McKinsey and Company delivered what Ensmenger calls “Perhaps the most devastating critique of corporate computing” in a 1968 report which rocked the industry. It noted that despite “sophisticated hardware,” “larger and increasingly costly computer staffs,” and “complex and ingenious applications,” none of the major computer companies were anywhere near realizing their anticipated investment. The earlier gap in programming support, by the time of McKinsey, had reached a “software crisis.”
As demonstrated by the copious notes included at the end of the book, there were rafts of studies by, among others, Harvard Business School, to try and analyze and improve the divisions between the software and management factions. In attempts to “professionalize” the programming field, numerous societies and other organizations were formed, such as the Association for Computer Machinery (ACM), and the American Federation of Information Processing Societies (AFIPS).

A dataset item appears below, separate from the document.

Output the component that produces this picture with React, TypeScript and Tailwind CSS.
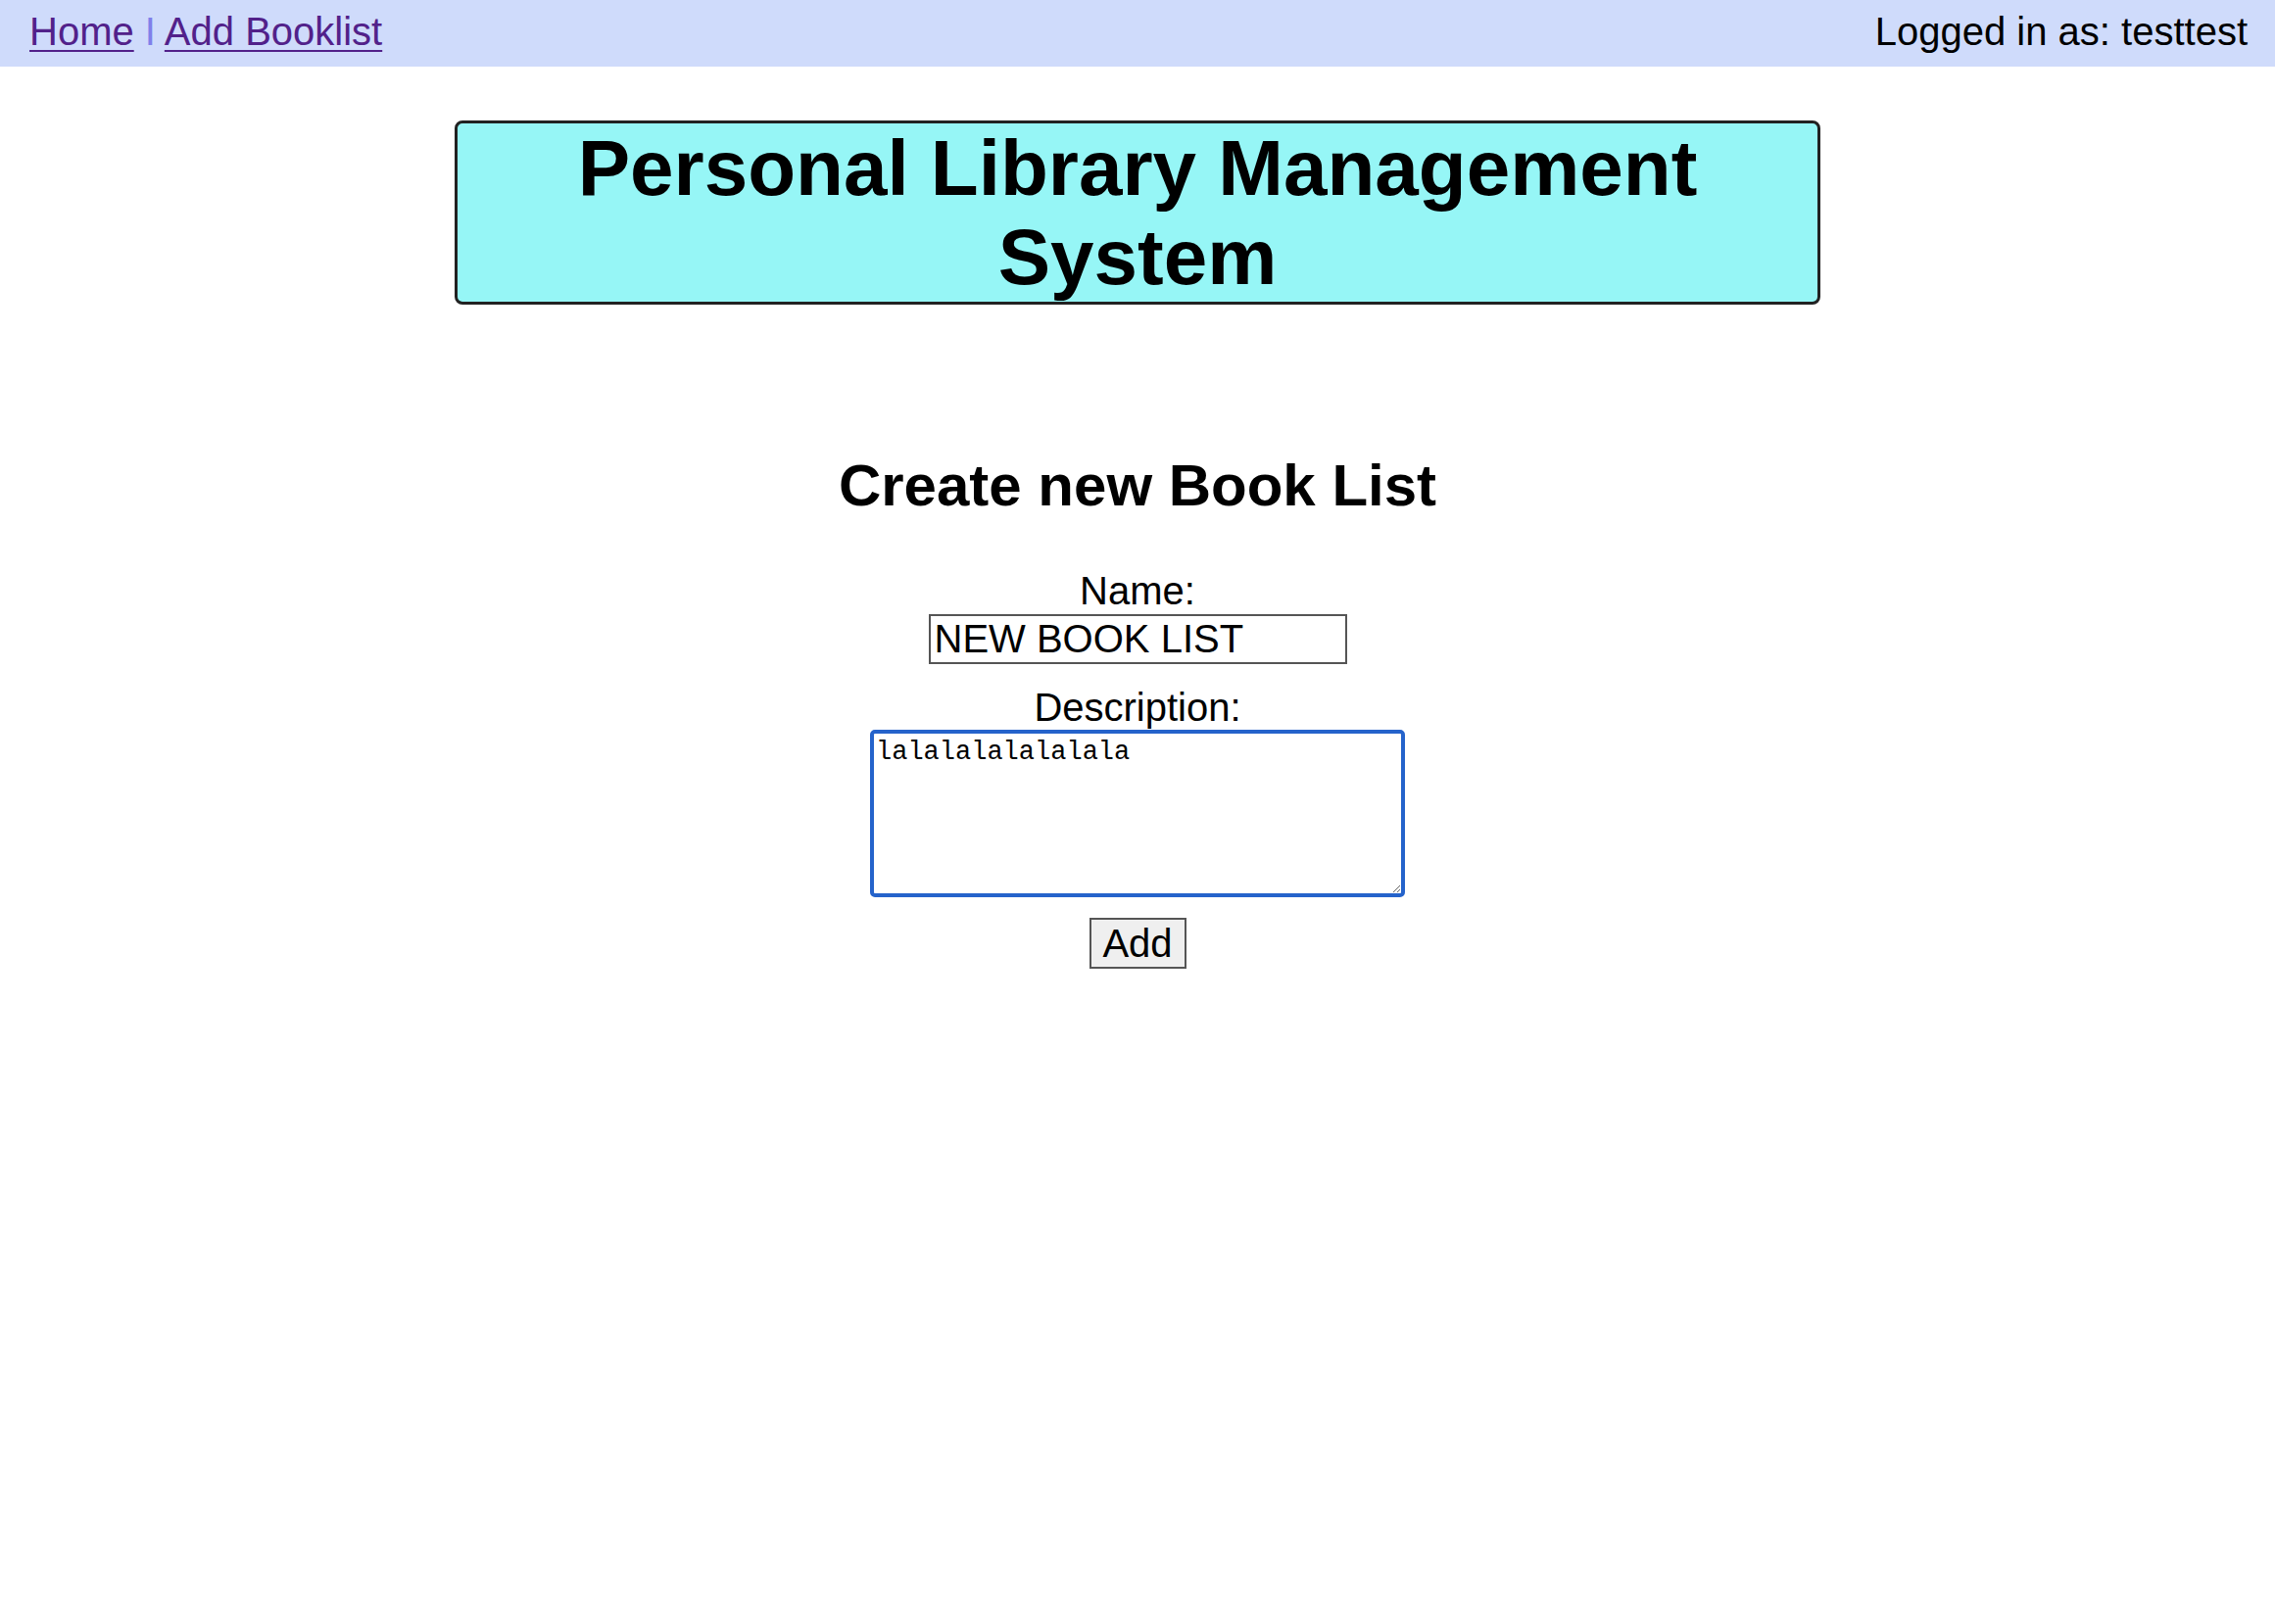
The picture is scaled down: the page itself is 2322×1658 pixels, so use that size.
export default function App() {
  return (
    <div className="min-h-screen bg-white font-['Liberation_Sans',Arial,sans-serif] text-black">
      {/* Top nav */}
      <nav className="flex h-[68px] items-start justify-between bg-[#cfdbfb] pl-[30px] pr-[28px] pt-[9px] text-[40px] leading-[46px]">
        <div>
          <a href="#" className="text-[#52218a] underline decoration-2 underline-offset-[5px]">
            Home
          </a>{" "}
          <span className="text-[#8080ea]">I</span>{" "}
          <a href="#" className="text-[#52218a] underline decoration-2 underline-offset-[5px]">
            Add Booklist
          </a>
        </div>
        <div>Logged in as: testtest</div>
      </nav>

      {/* Title banner */}
      <header className="mx-auto mt-[55px] w-[60%] rounded-[8px] border-[3px] border-[#222] bg-[#96f6f6]">
        <h1 className="text-center text-[80px] font-bold leading-[91px]">
          Personal Library Management System
        </h1>
      </header>

      {/* Form */}
      <main className="mt-[150px] flex flex-col items-center">
        <h2 className="text-[60px] font-bold leading-[69px]">Create new Book List</h2>
        <form className="mt-[50px] flex flex-col items-center text-[40px] leading-[46px]" onSubmit={(e) => e.preventDefault()}>
          <label htmlFor="bl-name">Name:</label>
          <input
            id="bl-name"
            type="text"
            defaultValue="NEW BOOK LIST"
            className="mt-[1px] h-[51px] w-[427px] border-2 border-[#555] bg-white px-[4px] text-[40px] leading-[46px] outline-none"
          />
          <label htmlFor="bl-desc" className="mt-[21px]">
            Description:
          </label>
          <textarea
            id="bl-desc"
            defaultValue="lalalalalalalala"
            className="h-[171px] w-[546px] rounded-[5px] border-4 border-[#2563cb] bg-white px-[2px] pt-[4px] font-['Liberation_Mono','Courier_New',monospace] text-[27px] leading-[30px] outline-none"
          />
          <button
            type="submit"
            className="mt-[21px] h-[52px] w-[99px] border-2 border-[#555] bg-[#efefef] text-[40px] leading-[46px]"
          >
            Add
          </button>
        </form>
      </main>
    </div>
  );
}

Ensmenger culminates his study with a discussion of the 1968 NATO Conference on Software Engineering held in Rome, which he notes represented a “major turning point in the history of the industry and profession” in trying to resolve the crisis of not being able to professionalize within the corporate structure – to improve conditions for employees and to ultimately make a “switch from home-made software to manufactured software, from tinkering to engineering.” However, he ends this particular chapter by saying that the conference was ultimately a failure because the groups within the conference just couldn’t get along – with descriptives such as “sterile,” “never clicked,” and “disillusionment” featured in various post-mortems.
Still another important dynamic Ensmenger confronts is gender. According to a 1967 Cosmopolitan article, “The Computer Girls,” there were already 20,000 women working as computer programmers in the United States. Formidable programmers, such as Adm. Grace Hopper, Betty Snyder Holbertson, Jean Sammer, etc., were originally employed in post-war computing as “hackers,” who would “de-bug” computers so that they ran more efficiently and reliably. For example, Howard Aiken, who ran Harvard’s computer program during World War II for the U.S. military, came to rely heavily on Hopper, and treated her as an intellectual equal. However, in later times, with corporate appropriation of computing, women were often seen as “proxies for low-cost or low-skill labor.” For instance, a 1963 Datamation article asserted:
“Women are less aggressive and more content in one position … Women consider fringe benefits of more importance than their male peers and are more prone to stay on the job if they are content, regardless of lack of advancement. They also maintain their original geographic roots and are less willing to travel or changed job locations, particularly if they are married or engaged.”
By the late 1960s, International Business Machines (IBM) produced an ad campaign, which nowadays would be considered very politically incorrect, featuring an attractive, young, blond, bookish, and bespectacled programmer, Susie Meyer. IBM was pushing the message that women like Susie Meyer represented the type of programmer who would save corporations considerable money in software production. And … they were thought to be non-threatening within the company’s [male] management structure.
Ensmenger’s conclusion, upon seeing the relative disappearance of women from programming in the late 1960s, determined that it was largely “professionalization” that forced them out. He cites Cornell Professor Margaret Rossiter, who suggested that “professionalization nearly always requires the exclusion of women.”
Though some chapters that dwell on the minutiae of programming languages might escape the average reader, Ensmenger has crafted an orderly and well-organized argument that the dynamics of managing computer firms have often been as complex as the subject matter itself. Social interaction, management structures and gender have played pivotal roles in the development of computer technology, which defy the traditional notion that mathematics and computers are somehow above such dynamics. In this important way, The Computer Boys Take Over is learned, well-documented with citations, and often humorous – with numerous period cartoons and company advertisements that nicely support the text. Such a study of computing’s early and arguably most important years, is long overdue.